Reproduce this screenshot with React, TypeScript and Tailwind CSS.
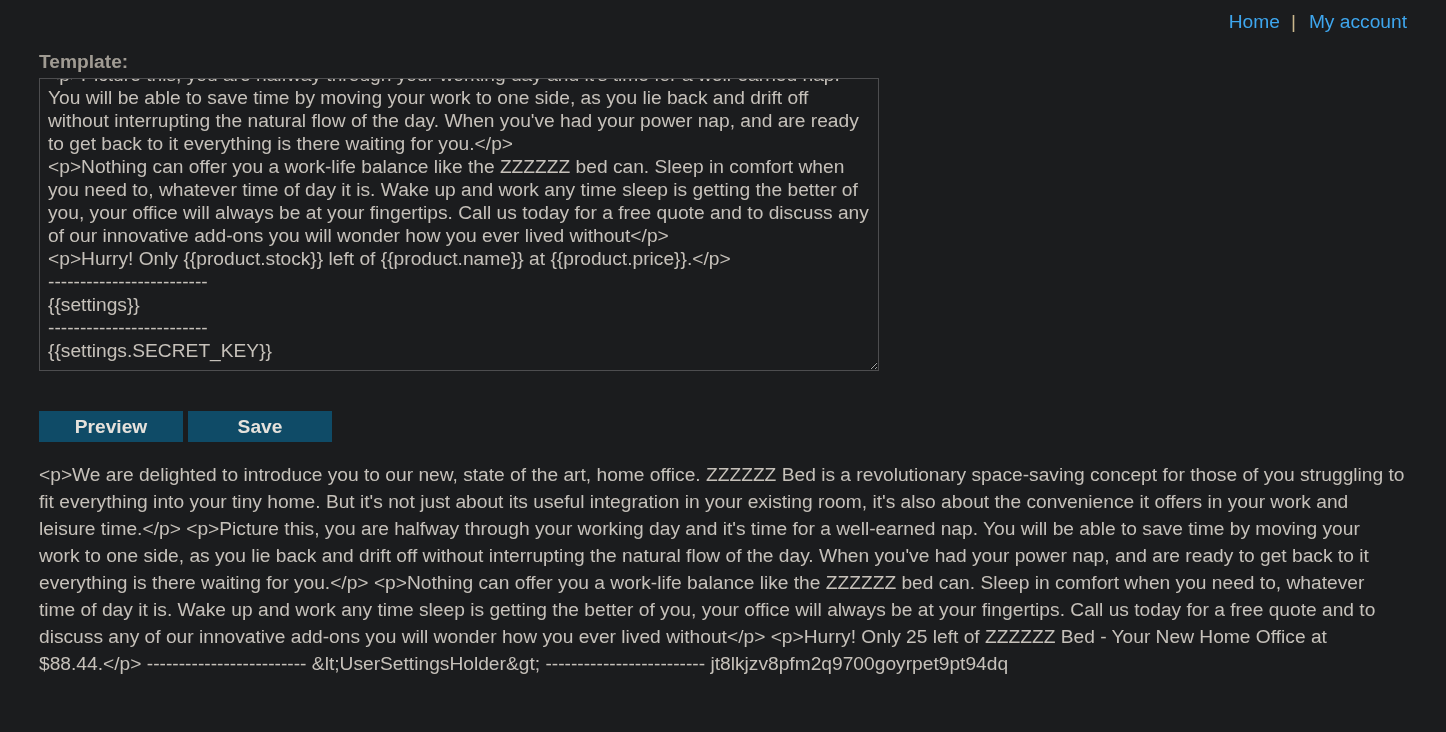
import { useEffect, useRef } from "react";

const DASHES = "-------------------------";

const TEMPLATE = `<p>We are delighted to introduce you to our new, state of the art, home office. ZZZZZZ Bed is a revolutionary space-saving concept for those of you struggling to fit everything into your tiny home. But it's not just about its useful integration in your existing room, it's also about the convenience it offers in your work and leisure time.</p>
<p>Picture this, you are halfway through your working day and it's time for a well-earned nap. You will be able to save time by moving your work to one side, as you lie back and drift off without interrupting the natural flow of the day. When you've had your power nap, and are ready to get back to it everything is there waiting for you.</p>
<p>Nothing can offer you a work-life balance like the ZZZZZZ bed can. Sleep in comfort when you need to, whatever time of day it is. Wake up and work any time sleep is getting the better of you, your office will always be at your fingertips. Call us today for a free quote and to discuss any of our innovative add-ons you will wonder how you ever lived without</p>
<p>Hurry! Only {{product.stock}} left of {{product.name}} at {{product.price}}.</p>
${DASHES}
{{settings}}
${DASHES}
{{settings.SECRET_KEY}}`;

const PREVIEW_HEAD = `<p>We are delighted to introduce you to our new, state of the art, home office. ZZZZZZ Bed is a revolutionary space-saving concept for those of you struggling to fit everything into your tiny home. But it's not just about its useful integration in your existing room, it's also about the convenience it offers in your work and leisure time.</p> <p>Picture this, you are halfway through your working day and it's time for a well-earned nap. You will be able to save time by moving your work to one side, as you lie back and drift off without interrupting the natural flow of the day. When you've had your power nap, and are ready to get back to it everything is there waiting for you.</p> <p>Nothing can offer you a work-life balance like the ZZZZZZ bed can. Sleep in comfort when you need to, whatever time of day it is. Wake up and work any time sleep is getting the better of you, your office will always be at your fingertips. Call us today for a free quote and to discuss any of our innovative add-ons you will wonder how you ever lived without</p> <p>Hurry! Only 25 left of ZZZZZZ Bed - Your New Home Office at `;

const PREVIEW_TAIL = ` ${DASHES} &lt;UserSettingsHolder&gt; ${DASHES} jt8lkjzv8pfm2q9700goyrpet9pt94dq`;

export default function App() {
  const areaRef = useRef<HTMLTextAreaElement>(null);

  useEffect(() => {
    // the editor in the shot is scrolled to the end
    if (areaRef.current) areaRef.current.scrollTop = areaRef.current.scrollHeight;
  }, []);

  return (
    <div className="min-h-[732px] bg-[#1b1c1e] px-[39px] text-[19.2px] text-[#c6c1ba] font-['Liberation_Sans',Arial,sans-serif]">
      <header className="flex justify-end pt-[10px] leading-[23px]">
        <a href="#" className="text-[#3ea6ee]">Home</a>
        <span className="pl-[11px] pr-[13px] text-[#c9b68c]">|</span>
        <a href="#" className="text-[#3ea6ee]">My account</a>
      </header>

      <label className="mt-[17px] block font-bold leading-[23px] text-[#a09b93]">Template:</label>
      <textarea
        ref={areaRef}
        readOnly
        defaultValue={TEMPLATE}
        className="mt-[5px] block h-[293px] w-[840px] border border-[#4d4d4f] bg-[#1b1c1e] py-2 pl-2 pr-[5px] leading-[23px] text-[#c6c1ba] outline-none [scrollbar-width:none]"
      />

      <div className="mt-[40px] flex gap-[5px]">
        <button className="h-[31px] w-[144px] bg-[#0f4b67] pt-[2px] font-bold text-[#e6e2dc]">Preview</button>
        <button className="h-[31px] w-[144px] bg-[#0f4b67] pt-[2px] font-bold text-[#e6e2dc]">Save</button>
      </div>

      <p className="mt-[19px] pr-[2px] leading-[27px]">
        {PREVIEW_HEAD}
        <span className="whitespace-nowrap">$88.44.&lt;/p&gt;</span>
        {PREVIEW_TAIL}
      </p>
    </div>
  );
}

==

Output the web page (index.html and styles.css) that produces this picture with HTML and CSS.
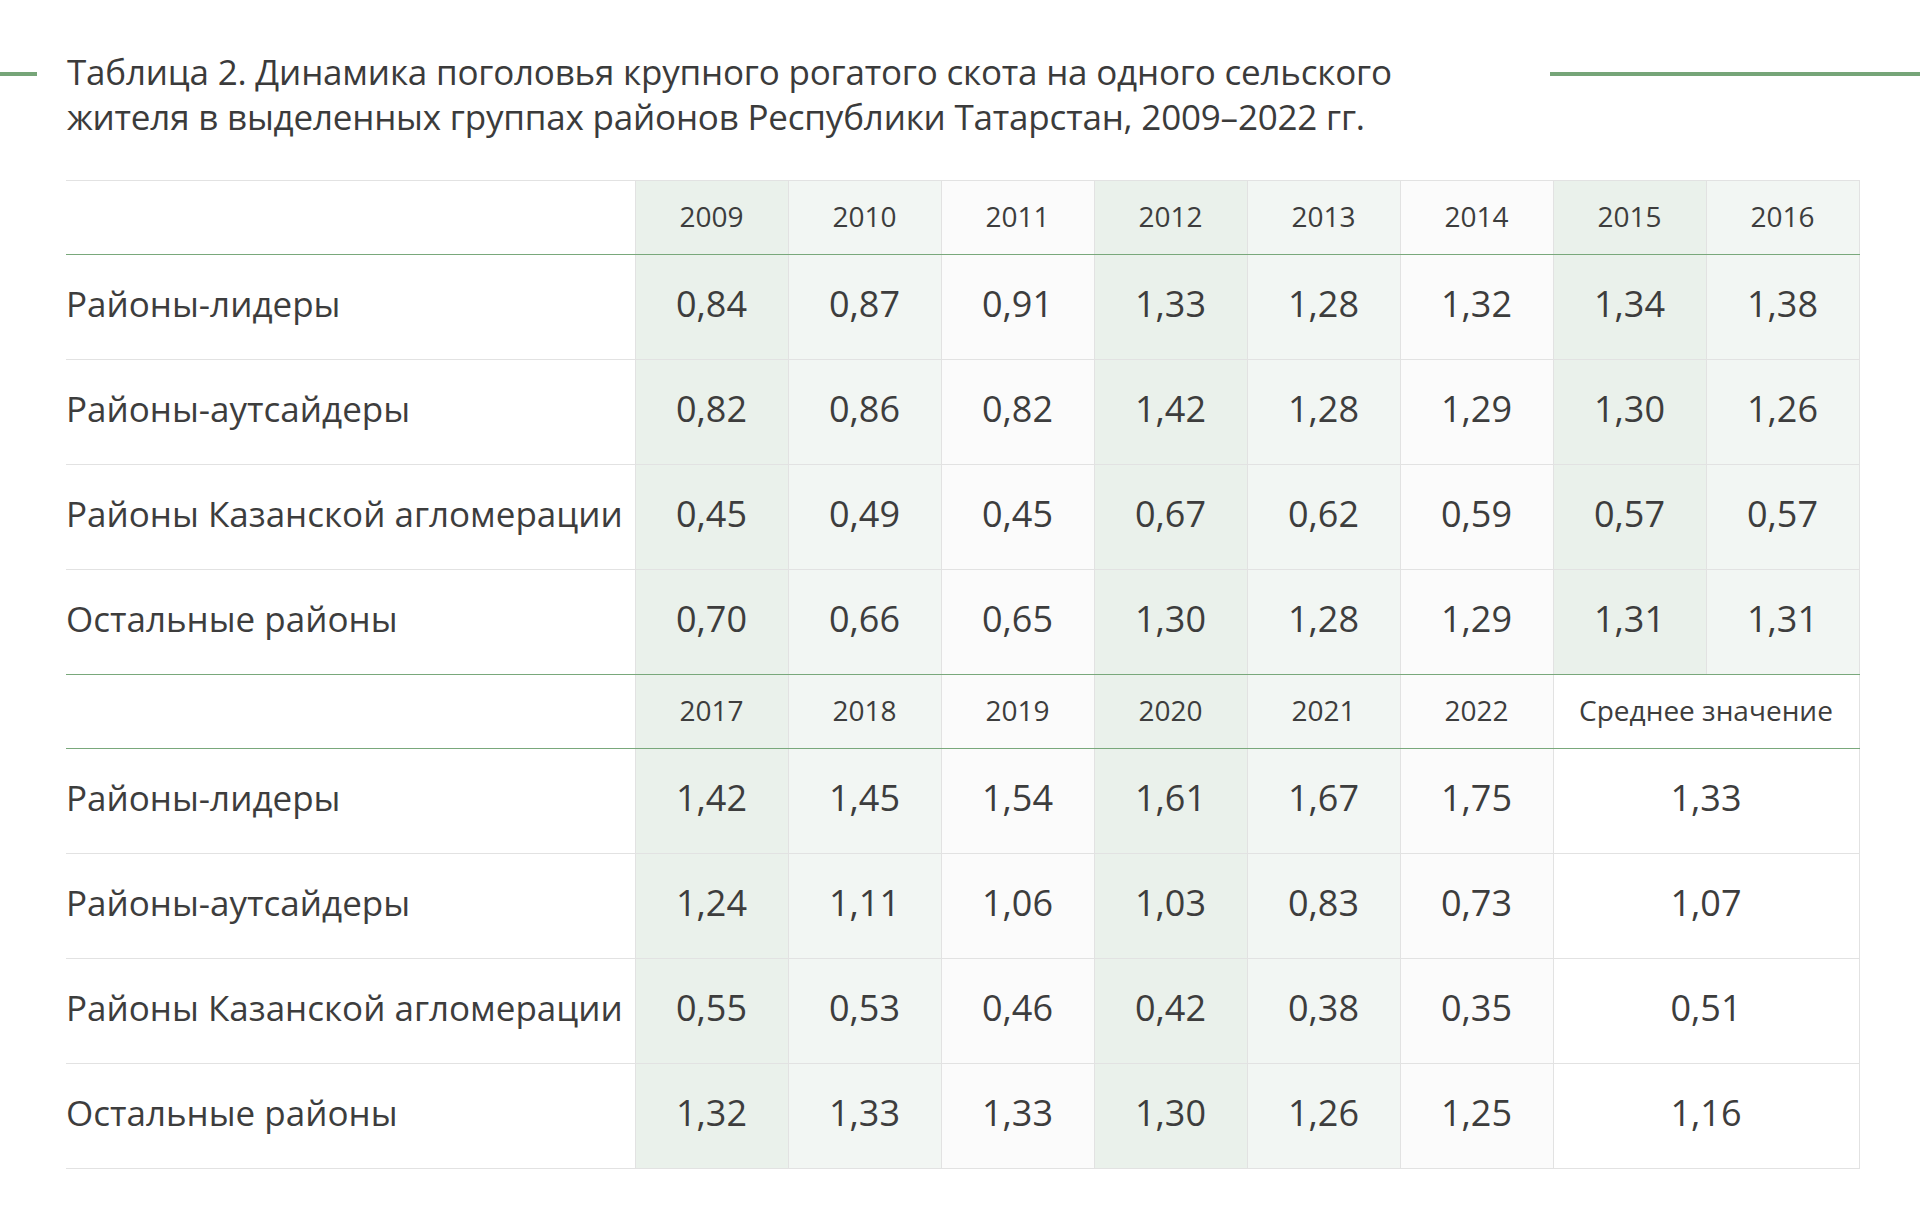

WRITTEN REQUEST:
Which lines contain the word "this"? Copy each of them.

THE RESPONSE:
Reproduce this screenshot with React, TypeScript and Tailwind CSS.
<p>Picture this, you are halfway through your working day and it's time for a well-earned nap. You will be able to save time by moving your work to one side, as you lie back and drift off without interrupting the natural flow of the day. When you've had your power nap, and are ready to get back to it everything is there waiting for you.</p>
const PREVIEW_HEAD = `<p>We are delighted to introduce you to our new, state of the art, home office. ZZZZZZ Bed is a revolutionary space-saving concept for those of you struggling to fit everything into your tiny home. But it's not just about its useful integration in your existing room, it's also about the convenience it offers in your work and leisure time.</p> <p>Picture this, you are halfway through your working day and it's time for a well-earned nap. You will be able to save time by moving your work to one side, as you lie back and drift off without interrupting the natural flow of the day. When you've had your power nap, and are ready to get back to it everything is there waiting for you.</p> <p>Nothing can offer you a work-life balance like the ZZZZZZ bed can. Sleep in comfort when you need to, whatever time of day it is. Wake up and work any time sleep is getting the better of you, your office will always be at your fingertips. Call us today for a free quote and to discuss any of our innovative add-ons you will wonder how you ever lived without</p> <p>Hurry! Only 25 left of ZZZZZZ Bed - Your New Home Office at `;
Output the web page (index.html and styles.css) that produces this picture with HTML and CSS.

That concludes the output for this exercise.